Des arrières grand-mères lesbiennes

Ce weekend-là a aussi été un grand moment d’émotion pour beaucoup de couples. Odile, 75 ans est venue avec sa femme. Ensemble, elles ont eu un enfant il y a plusieurs dizaines d’années. Elles sont aujourd'hui arrières grand-mères. “Si j’avais eu ce genre d'évènements à mon époque… s'émeut Odile. C’est incroyable, je me sens enfin reconnue.”
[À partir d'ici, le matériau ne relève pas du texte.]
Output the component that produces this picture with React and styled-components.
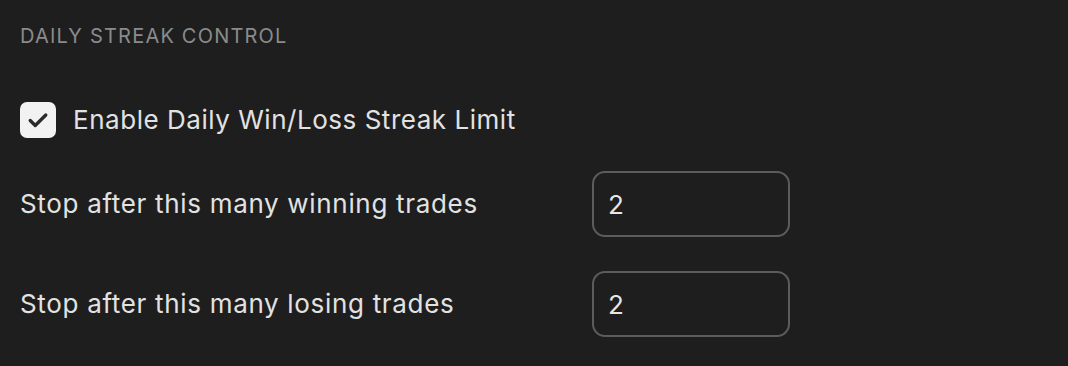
import React, { useState } from "react";
import styled, { createGlobalStyle } from "styled-components";

const GlobalStyle = createGlobalStyle`
  html, body {
    margin: 0;
    padding: 0;
    background: #1e1e1e;
  }
  body {
    font-family: Inter, "Noto Sans", sans-serif;
    -webkit-font-smoothing: antialiased;
  }
`;

const Panel = styled.section`
  padding: 24px 20px 20px 20px;
  min-height: 100vh;
  box-sizing: border-box;
  background: #1e1e1e;
  color: #e2e2e2;
`;

const Title = styled.h3`
  margin: 0;
  font-size: 20px;
  line-height: 24px;
  font-weight: 400;
  letter-spacing: 1.2px;
  color: #8b8b8b;
  text-transform: uppercase;
`;

const CheckRow = styled.label`
  display: flex;
  align-items: center;
  gap: 17px;
  margin-top: 54px;
  cursor: pointer;
  font-size: 26px;
  line-height: 36px;
  letter-spacing: 0.53px;
`;

const Box = styled.span`
  width: 36px;
  height: 36px;
  border-radius: 7px;
  background: ${({ $on }) => ($on ? "#f2f2f2" : "transparent")};
  border: ${({ $on }) => ($on ? "none" : "2px solid #5c5c5c")};
  box-sizing: border-box;
  display: flex;
  align-items: center;
  justify-content: center;
  flex-shrink: 0;
`;

const Fields = styled.div`
  display: flex;
  flex-direction: column;
  gap: 34px;
  margin-top: 33px;
`;

const Field = styled.div`
  display: grid;
  grid-template-columns: 572px 198px;
  align-items: center;
`;

const Label = styled.span`
  font-size: 26px;
  line-height: 36px;
  letter-spacing: 0.68px;
  color: #e2e2e2;
`;

const Input = styled.input`
  width: 198px;
  height: 66px;
  box-sizing: border-box;
  border: 2px solid #5c5c5c;
  border-radius: 13px;
  background: #1e1e1e;
  color: #e6e6e6;
  font-family: Inter, "Noto Sans", sans-serif;
  font-size: 26px;
  padding: 0 14px;
  outline: none;
`;

const Check = () => (
  <svg width="22" height="22" viewBox="0 0 24 24" fill="none">
    <path
      d="M3.5 12.5l5.5 5.5L20.5 6.5"
      stroke="#2a2a2a"
      strokeWidth="3.6"
      strokeLinecap="round"
      strokeLinejoin="round"
    />
  </svg>
);

export default function App() {
  const [enabled, setEnabled] = useState(true);
  const [wins, setWins] = useState("2");
  const [losses, setLosses] = useState("2");

  return (
    <>
      <GlobalStyle />
      <Panel>
        <Title>Daily Streak Control</Title>
        <CheckRow onClick={() => setEnabled(!enabled)}>
          <Box $on={enabled}>{enabled && <Check />}</Box>
          Enable Daily Win/Loss Streak Limit
        </CheckRow>
        <Fields>
          <Field>
            <Label>Stop after this many winning trades</Label>
            <Input value={wins} onChange={(e) => setWins(e.target.value)} />
          </Field>
          <Field>
            <Label>Stop after this many losing trades</Label>
            <Input value={losses} onChange={(e) => setLosses(e.target.value)} />
          </Field>
        </Fields>
      </Panel>
    </>
  );
}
Pride Family : une première édition salutaire pour les familles queers

A une semaine de la présidentielle, beaucoup gardent aussi à l’esprit les futurs combats qu’il va falloir encore mener. “On ne sait pas ce qu'il va sortir de cette élection, souligne Stéphanie, on est complètement dans l'incertitude sur l'élargissement de nos droits.” Dans la salle, Amandine, 41 ans, se prépare à l’idée de faire une croix sur son désir d’avoir un deuxième bébé. “On a passé dix ans à attendre une loi qui ne sert à rien, lâche Amandine. On veut un deuxième bébé mais en France c’est pas possible à cause des délais d’attente et de nos âges. C’est mort pour nous, on n’a plus le luxe d’attendre.” Avec sa femme, Fanny, 43 ans, elles envisagent de partir en Espagne, mais le parcours est très coûteux. “C'est l'argent qui va nous arrêter. On se dit que l'on ne pourra pas être parents d’un ou d’une deuxième à cause de l'argent, pas parce qu'on veut pas. Sincèrement, c’est difficile à digérer.” La PMA a été ouverte aux couples lesbiens et aux femmes seules en septembre dernier. Seulement, entre les délais d’attente et les conditions d’accès, peu de parcours PMA ont commencé.

Les lumières baissent, les enfants sont couchés. Il est temps d’envahir la piste de danse. Emilie DLF, l’homme seul et Rag du collectif Barbieturix enflamment le Heat de Lyon. “A la prochaine Pride Family, il faudra louer une plus grande salle”, lâche Léa dans un rire. Le rendez-vous est pris.